>> BEGIN STORED DATA

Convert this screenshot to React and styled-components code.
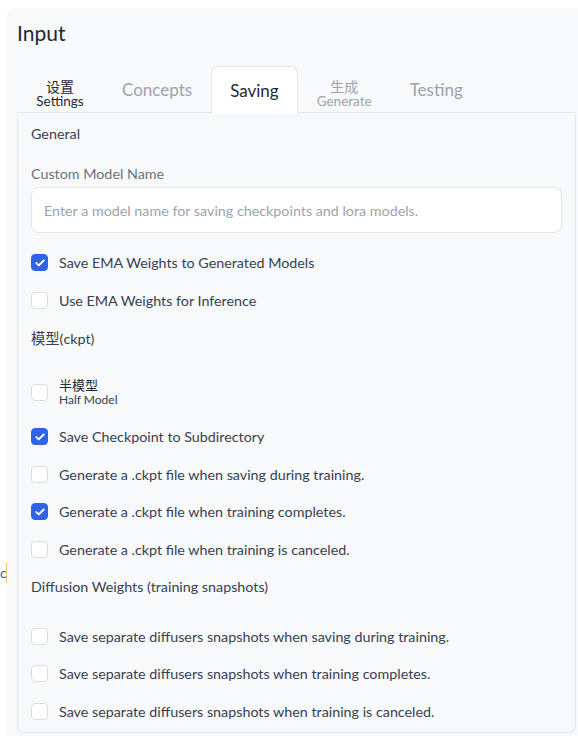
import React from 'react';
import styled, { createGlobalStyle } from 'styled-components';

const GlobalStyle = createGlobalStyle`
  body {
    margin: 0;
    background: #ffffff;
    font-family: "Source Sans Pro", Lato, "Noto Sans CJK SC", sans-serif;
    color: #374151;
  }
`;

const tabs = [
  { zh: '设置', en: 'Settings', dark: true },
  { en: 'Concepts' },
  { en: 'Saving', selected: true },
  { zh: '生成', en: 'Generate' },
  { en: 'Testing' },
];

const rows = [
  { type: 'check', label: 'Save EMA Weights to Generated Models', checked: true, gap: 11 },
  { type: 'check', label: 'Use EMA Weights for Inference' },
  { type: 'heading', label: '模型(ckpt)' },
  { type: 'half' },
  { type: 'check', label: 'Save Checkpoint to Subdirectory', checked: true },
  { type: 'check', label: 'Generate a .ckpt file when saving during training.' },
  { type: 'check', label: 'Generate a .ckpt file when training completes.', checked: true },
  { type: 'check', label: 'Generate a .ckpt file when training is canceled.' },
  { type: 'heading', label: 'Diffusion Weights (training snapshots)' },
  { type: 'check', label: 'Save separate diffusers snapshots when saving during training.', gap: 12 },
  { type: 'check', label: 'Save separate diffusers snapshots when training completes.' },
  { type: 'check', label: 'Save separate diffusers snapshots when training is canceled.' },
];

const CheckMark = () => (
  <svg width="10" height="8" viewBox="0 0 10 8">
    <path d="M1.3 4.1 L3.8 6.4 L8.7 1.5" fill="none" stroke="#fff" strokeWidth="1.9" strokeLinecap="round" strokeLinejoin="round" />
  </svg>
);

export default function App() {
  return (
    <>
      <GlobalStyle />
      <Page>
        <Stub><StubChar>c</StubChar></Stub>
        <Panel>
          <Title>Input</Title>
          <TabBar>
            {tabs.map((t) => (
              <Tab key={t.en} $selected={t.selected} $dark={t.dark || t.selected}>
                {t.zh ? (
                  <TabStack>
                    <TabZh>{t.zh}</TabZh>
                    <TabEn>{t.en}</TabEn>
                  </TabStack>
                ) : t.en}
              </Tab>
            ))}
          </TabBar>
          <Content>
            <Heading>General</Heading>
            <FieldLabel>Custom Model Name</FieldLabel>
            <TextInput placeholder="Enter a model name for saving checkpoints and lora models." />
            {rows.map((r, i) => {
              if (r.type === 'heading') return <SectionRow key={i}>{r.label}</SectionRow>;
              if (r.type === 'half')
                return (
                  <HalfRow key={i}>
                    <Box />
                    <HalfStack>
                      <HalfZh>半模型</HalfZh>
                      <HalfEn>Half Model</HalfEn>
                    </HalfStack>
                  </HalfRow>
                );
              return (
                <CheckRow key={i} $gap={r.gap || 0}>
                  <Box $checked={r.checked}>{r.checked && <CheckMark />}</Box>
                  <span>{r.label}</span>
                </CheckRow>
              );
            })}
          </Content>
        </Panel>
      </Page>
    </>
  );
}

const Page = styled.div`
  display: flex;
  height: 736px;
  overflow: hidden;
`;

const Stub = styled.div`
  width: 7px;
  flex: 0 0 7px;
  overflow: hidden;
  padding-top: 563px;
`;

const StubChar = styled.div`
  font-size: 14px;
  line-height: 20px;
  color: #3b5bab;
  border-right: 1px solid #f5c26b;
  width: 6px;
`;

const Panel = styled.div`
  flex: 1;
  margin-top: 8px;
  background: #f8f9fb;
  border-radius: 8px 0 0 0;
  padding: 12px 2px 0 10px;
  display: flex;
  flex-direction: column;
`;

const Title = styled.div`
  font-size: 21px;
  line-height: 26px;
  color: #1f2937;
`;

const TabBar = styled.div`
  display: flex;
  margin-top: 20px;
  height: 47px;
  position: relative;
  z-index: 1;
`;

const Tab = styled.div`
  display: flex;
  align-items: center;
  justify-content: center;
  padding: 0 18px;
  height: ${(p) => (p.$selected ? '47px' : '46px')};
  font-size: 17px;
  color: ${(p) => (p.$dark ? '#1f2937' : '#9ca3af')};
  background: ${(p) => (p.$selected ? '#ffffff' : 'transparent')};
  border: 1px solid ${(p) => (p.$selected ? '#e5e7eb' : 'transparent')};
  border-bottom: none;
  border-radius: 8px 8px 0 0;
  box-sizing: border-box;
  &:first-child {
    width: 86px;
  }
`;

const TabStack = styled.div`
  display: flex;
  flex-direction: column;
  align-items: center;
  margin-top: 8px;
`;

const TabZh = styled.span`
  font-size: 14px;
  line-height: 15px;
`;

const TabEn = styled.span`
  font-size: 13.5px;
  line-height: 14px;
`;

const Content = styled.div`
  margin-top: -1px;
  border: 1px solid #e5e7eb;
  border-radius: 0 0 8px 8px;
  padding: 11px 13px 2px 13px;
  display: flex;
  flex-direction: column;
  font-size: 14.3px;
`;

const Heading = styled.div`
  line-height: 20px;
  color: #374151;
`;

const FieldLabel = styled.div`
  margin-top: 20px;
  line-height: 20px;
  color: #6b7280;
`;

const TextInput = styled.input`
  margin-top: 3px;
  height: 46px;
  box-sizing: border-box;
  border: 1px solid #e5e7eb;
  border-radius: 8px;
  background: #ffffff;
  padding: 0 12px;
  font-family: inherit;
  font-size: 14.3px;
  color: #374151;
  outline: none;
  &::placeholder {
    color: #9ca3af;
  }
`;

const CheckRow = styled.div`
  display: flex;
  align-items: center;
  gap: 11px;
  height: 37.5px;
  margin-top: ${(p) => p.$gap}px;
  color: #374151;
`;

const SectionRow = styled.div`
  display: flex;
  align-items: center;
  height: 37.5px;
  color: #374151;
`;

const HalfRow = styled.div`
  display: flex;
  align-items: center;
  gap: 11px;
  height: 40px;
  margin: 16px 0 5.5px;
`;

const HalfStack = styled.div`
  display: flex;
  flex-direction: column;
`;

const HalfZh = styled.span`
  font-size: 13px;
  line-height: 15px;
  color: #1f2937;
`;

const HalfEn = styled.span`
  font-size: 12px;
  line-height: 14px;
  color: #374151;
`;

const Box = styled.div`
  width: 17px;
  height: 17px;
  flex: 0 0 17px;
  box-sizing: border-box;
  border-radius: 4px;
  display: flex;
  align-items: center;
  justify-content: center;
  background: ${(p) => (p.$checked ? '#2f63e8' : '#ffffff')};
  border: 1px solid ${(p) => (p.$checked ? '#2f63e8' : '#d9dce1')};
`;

>> END STORED DATA

→ **OBJECTIVE**
Transcribe the listing above verbatim. Omit the pictures.

→ **ANSWER TO THE PROBLEM**
Convert this screenshot to React and styled-components code.
import React from 'react';
import styled, { createGlobalStyle } from 'styled-components';

const GlobalStyle = createGlobalStyle`
  body {
    margin: 0;
    background: #ffffff;
    font-family: "Source Sans Pro", Lato, "Noto Sans CJK SC", sans-serif;
    color: #374151;
  }
`;

const tabs = [
  { zh: '设置', en: 'Settings', dark: true },
  { en: 'Concepts' },
  { en: 'Saving', selected: true },
  { zh: '生成', en: 'Generate' },
  { en: 'Testing' },
];

const rows = [
  { type: 'check', label: 'Save EMA Weights to Generated Models', checked: true, gap: 11 },
  { type: 'check', label: 'Use EMA Weights for Inference' },
  { type: 'heading', label: '模型(ckpt)' },
  { type: 'half' },
  { type: 'check', label: 'Save Checkpoint to Subdirectory', checked: true },
  { type: 'check', label: 'Generate a .ckpt file when saving during training.' },
  { type: 'check', label: 'Generate a .ckpt file when training completes.', checked: true },
  { type: 'check', label: 'Generate a .ckpt file when training is canceled.' },
  { type: 'heading', label: 'Diffusion Weights (training snapshots)' },
  { type: 'check', label: 'Save separate diffusers snapshots when saving during training.', gap: 12 },
  { type: 'check', label: 'Save separate diffusers snapshots when training completes.' },
  { type: 'check', label: 'Save separate diffusers snapshots when training is canceled.' },
];

const CheckMark = () => (
  <svg width="10" height="8" viewBox="0 0 10 8">
    <path d="M1.3 4.1 L3.8 6.4 L8.7 1.5" fill="none" stroke="#fff" strokeWidth="1.9" strokeLinecap="round" strokeLinejoin="round" />
  </svg>
);

export default function App() {
  return (
    <>
      <GlobalStyle />
      <Page>
        <Stub><StubChar>c</StubChar></Stub>
        <Panel>
          <Title>Input</Title>
          <TabBar>
            {tabs.map((t) => (
              <Tab key={t.en} $selected={t.selected} $dark={t.dark || t.selected}>
                {t.zh ? (
                  <TabStack>
                    <TabZh>{t.zh}</TabZh>
                    <TabEn>{t.en}</TabEn>
                  </TabStack>
                ) : t.en}
              </Tab>
            ))}
          </TabBar>
          <Content>
            <Heading>General</Heading>
            <FieldLabel>Custom Model Name</FieldLabel>
            <TextInput placeholder="Enter a model name for saving checkpoints and lora models." />
            {rows.map((r, i) => {
              if (r.type === 'heading') return <SectionRow key={i}>{r.label}</SectionRow>;
              if (r.type === 'half')
                return (
                  <HalfRow key={i}>
                    <Box />
                    <HalfStack>
                      <HalfZh>半模型</HalfZh>
                      <HalfEn>Half Model</HalfEn>
                    </HalfStack>
                  </HalfRow>
                );
              return (
                <CheckRow key={i} $gap={r.gap || 0}>
                  <Box $checked={r.checked}>{r.checked && <CheckMark />}</Box>
                  <span>{r.label}</span>
                </CheckRow>
              );
            })}
          </Content>
        </Panel>
      </Page>
    </>
  );
}

const Page = styled.div`
  display: flex;
  height: 736px;
  overflow: hidden;
`;

const Stub = styled.div`
  width: 7px;
  flex: 0 0 7px;
  overflow: hidden;
  padding-top: 563px;
`;

const StubChar = styled.div`
  font-size: 14px;
  line-height: 20px;
  color: #3b5bab;
  border-right: 1px solid #f5c26b;
  width: 6px;
`;

const Panel = styled.div`
  flex: 1;
  margin-top: 8px;
  background: #f8f9fb;
  border-radius: 8px 0 0 0;
  padding: 12px 2px 0 10px;
  display: flex;
  flex-direction: column;
`;

const Title = styled.div`
  font-size: 21px;
  line-height: 26px;
  color: #1f2937;
`;

const TabBar = styled.div`
  display: flex;
  margin-top: 20px;
  height: 47px;
  position: relative;
  z-index: 1;
`;

const Tab = styled.div`
  display: flex;
  align-items: center;
  justify-content: center;
  padding: 0 18px;
  height: ${(p) => (p.$selected ? '47px' : '46px')};
  font-size: 17px;
  color: ${(p) => (p.$dark ? '#1f2937' : '#9ca3af')};
  background: ${(p) => (p.$selected ? '#ffffff' : 'transparent')};
  border: 1px solid ${(p) => (p.$selected ? '#e5e7eb' : 'transparent')};
  border-bottom: none;
  border-radius: 8px 8px 0 0;
  box-sizing: border-box;
  &:first-child {
    width: 86px;
  }
`;

const TabStack = styled.div`
  display: flex;
  flex-direction: column;
  align-items: center;
  margin-top: 8px;
`;

const TabZh = styled.span`
  font-size: 14px;
  line-height: 15px;
`;

const TabEn = styled.span`
  font-size: 13.5px;
  line-height: 14px;
`;

const Content = styled.div`
  margin-top: -1px;
  border: 1px solid #e5e7eb;
  border-radius: 0 0 8px 8px;
  padding: 11px 13px 2px 13px;
  display: flex;
  flex-direction: column;
  font-size: 14.3px;
`;

const Heading = styled.div`
  line-height: 20px;
  color: #374151;
`;

const FieldLabel = styled.div`
  margin-top: 20px;
  line-height: 20px;
  color: #6b7280;
`;

const TextInput = styled.input`
  margin-top: 3px;
  height: 46px;
  box-sizing: border-box;
  border: 1px solid #e5e7eb;
  border-radius: 8px;
  background: #ffffff;
  padding: 0 12px;
  font-family: inherit;
  font-size: 14.3px;
  color: #374151;
  outline: none;
  &::placeholder {
    color: #9ca3af;
  }
`;

const CheckRow = styled.div`
  display: flex;
  align-items: center;
  gap: 11px;
  height: 37.5px;
  margin-top: ${(p) => p.$gap}px;
  color: #374151;
`;

const SectionRow = styled.div`
  display: flex;
  align-items: center;
  height: 37.5px;
  color: #374151;
`;

const HalfRow = styled.div`
  display: flex;
  align-items: center;
  gap: 11px;
  height: 40px;
  margin: 16px 0 5.5px;
`;

const HalfStack = styled.div`
  display: flex;
  flex-direction: column;
`;

const HalfZh = styled.span`
  font-size: 13px;
  line-height: 15px;
  color: #1f2937;
`;

const HalfEn = styled.span`
  font-size: 12px;
  line-height: 14px;
  color: #374151;
`;

const Box = styled.div`
  width: 17px;
  height: 17px;
  flex: 0 0 17px;
  box-sizing: border-box;
  border-radius: 4px;
  display: flex;
  align-items: center;
  justify-content: center;
  background: ${(p) => (p.$checked ? '#2f63e8' : '#ffffff')};
  border: 1px solid ${(p) => (p.$checked ? '#2f63e8' : '#d9dce1')};
`;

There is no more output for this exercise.